* start *

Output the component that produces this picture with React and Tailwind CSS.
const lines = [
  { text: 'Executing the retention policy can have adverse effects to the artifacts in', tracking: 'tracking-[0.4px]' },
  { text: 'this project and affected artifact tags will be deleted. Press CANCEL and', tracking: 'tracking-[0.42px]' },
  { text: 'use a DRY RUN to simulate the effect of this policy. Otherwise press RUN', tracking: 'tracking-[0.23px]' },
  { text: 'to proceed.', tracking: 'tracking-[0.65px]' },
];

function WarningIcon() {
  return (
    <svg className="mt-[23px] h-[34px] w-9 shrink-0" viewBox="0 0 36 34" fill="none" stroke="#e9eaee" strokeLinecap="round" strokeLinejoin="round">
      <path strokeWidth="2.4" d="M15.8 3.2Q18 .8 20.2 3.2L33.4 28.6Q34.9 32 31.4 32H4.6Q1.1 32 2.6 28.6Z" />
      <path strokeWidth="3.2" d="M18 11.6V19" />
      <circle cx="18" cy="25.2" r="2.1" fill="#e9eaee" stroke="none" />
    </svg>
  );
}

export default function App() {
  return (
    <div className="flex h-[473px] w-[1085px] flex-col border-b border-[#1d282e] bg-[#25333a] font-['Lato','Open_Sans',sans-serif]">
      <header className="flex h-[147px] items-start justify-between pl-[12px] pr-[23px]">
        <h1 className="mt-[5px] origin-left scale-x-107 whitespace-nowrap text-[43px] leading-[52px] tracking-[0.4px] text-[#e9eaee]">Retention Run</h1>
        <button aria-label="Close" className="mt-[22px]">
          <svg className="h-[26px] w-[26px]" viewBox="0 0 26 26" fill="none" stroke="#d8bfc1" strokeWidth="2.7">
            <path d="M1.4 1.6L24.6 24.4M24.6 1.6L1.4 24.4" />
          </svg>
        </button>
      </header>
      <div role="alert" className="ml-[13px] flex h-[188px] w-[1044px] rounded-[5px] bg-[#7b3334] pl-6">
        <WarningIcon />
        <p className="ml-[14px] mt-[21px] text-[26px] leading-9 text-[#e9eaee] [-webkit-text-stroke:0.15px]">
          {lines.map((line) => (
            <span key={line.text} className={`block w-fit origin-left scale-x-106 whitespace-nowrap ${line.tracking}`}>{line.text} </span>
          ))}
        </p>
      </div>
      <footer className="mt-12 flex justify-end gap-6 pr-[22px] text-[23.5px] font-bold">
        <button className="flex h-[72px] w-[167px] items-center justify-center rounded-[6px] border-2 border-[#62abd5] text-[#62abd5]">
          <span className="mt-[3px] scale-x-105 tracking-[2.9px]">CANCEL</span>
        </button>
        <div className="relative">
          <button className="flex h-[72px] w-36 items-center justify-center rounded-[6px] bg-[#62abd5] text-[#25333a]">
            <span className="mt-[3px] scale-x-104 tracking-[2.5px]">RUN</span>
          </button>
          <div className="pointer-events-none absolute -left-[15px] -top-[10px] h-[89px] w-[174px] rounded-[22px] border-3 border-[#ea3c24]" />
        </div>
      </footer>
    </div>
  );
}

* end *
* start *

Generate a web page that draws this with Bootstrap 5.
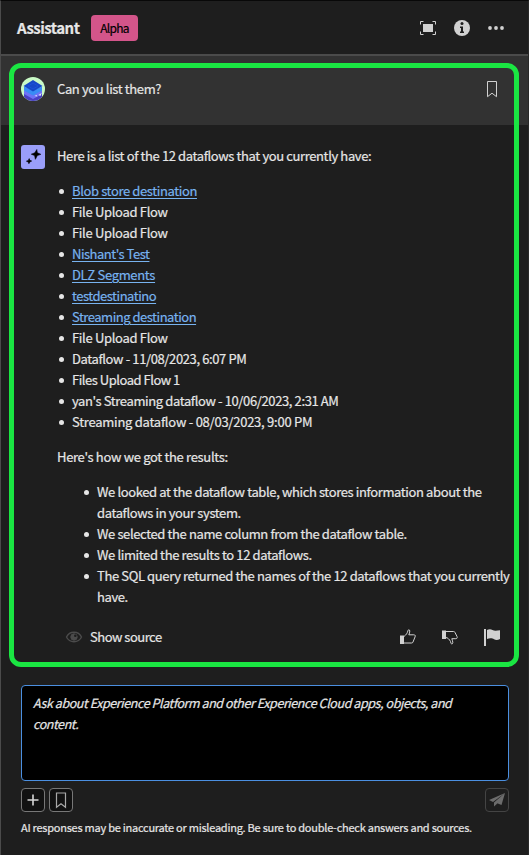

* end *

Count each line where the string "that" occurs, and write only the number.

**Exercise solution**
2